Aber was weiß ich schon? Nicht erst seit heute zweifele und verzweifele ich an meiner aktuell überforderten und uns Fans überfordernden Borussia. Scheint wohl so, als ob das auch noch ein Weilchen so bleibt.  

Saison 2022/23, Bundesliga, 32. Spieltag: BVB - Borussia Mönchengladbach 5:2. Tore für die wahre Borussia: 1:4 Bensebaini (FEM), 2:4 Stindl. 

Zwei Tor plus = neuer Spendenstand 115 Euro.

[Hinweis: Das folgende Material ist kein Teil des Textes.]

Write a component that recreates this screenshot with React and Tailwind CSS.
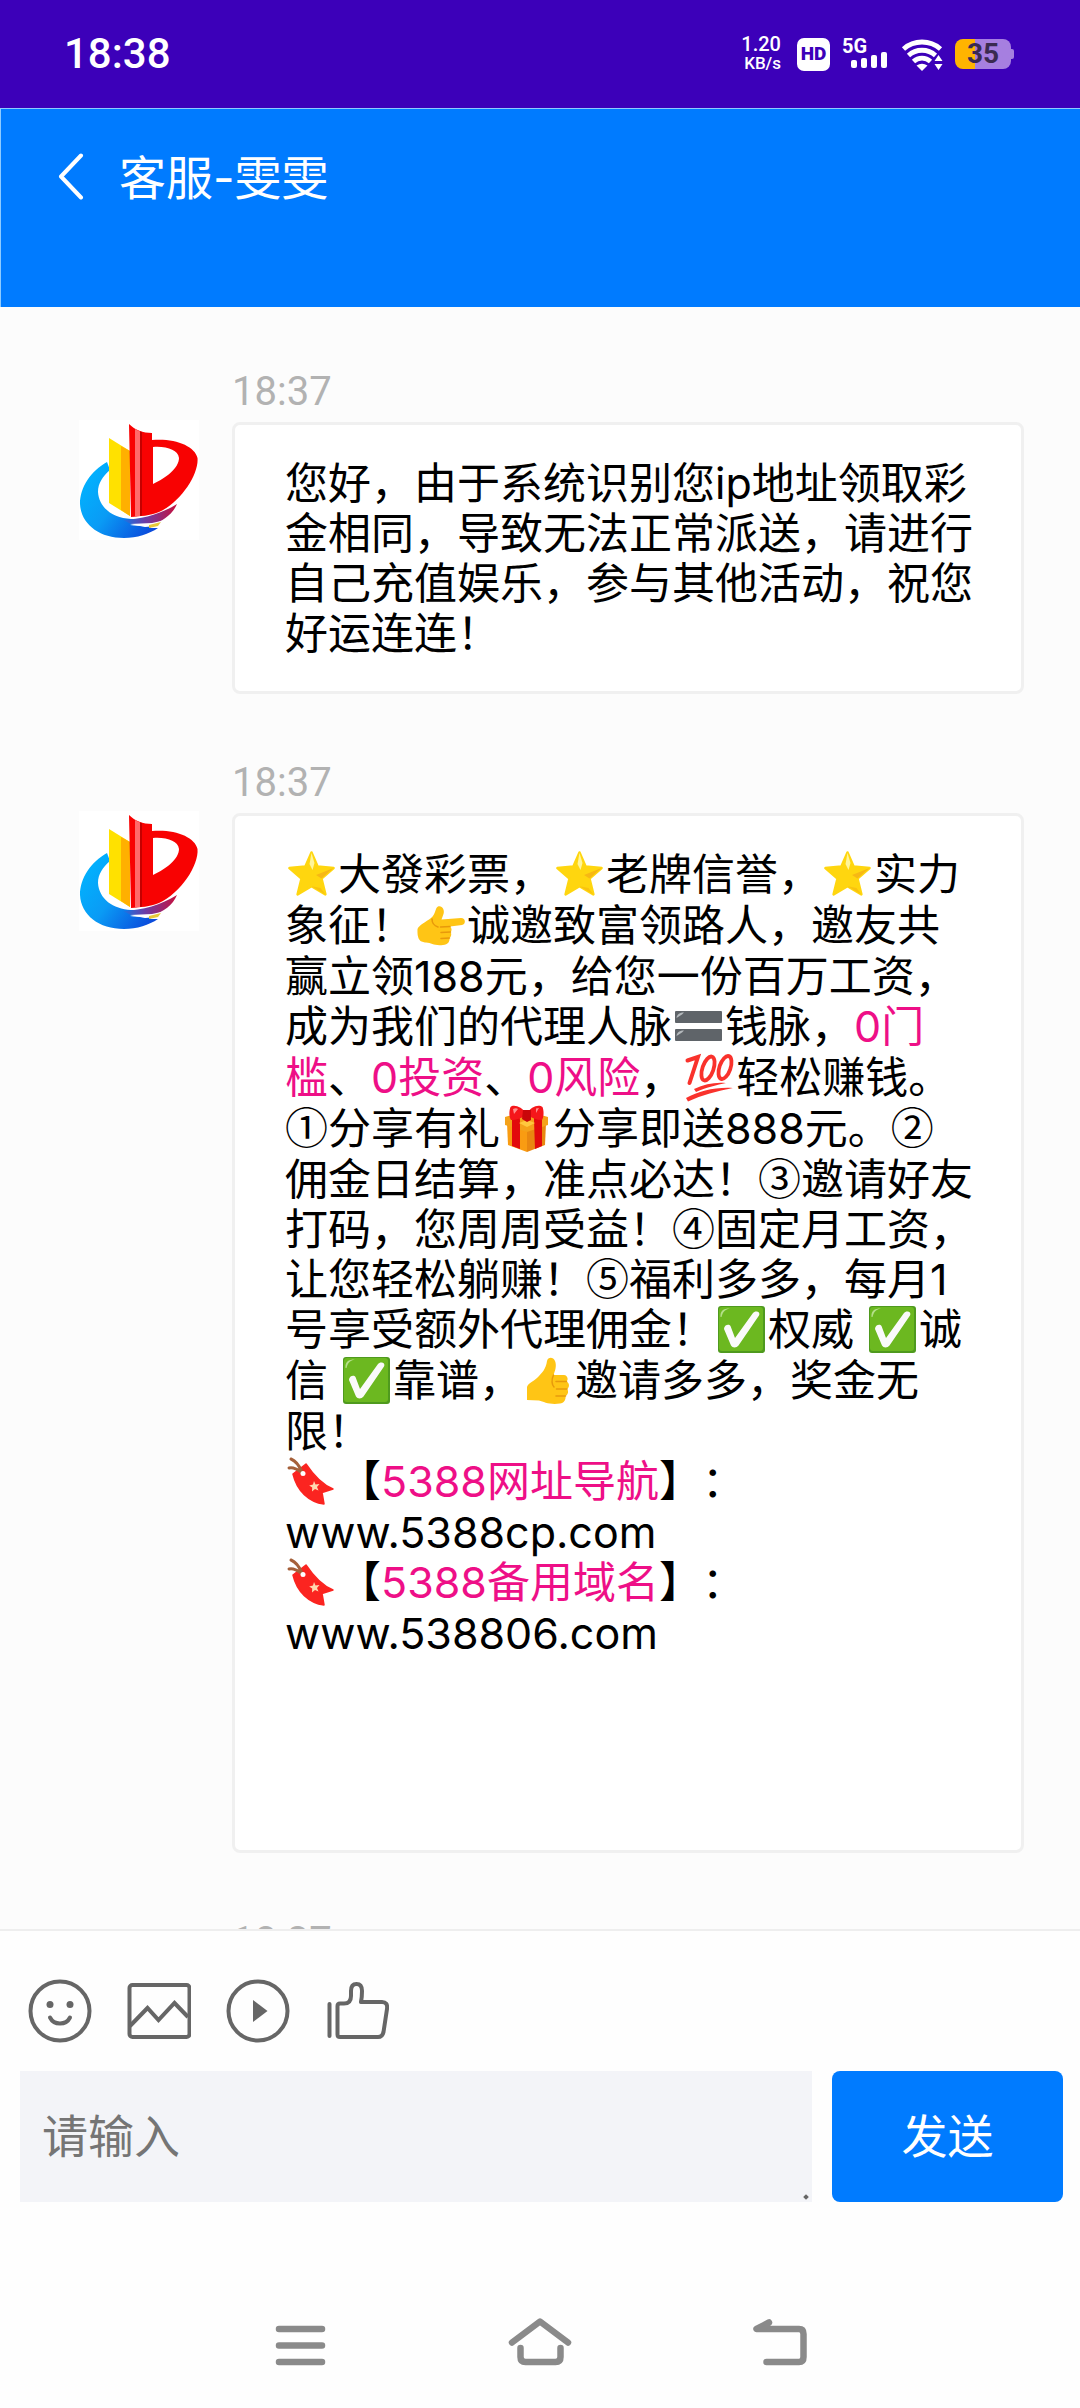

Das gilt in der Saison 22/23: Für jedes erzielte Tor von Borussia in Bundesliga oder DFB-Pokal zahle ich 1 Euro. Für jedes Tor von Tony Jantschke oder Christoph Kramer: 10 Euro. Gehaltener Elfmeter von Yann Sommer Jonas Omlin (oder einem Ersatzmann): 2,50 Euro; Zu-Null-Spiel: 1 Euro. Derbysieg gegen K***: 10 Euro. Siege gegen Bayern, Dortmund oder Leipzig: 10 Euro. Ein Sieg in Freiburg: 10 Euro. Einstelliger Tabellenplatz am Saisonende: 10 Euro. Internationaler Startplatz am Saisonende: 20 Euro. Deutsche Meisterschaft: 122 Euro. DFB-Pokalsieg: 50 Euro. Gladbacher Torschützenkönig: 30 Euro.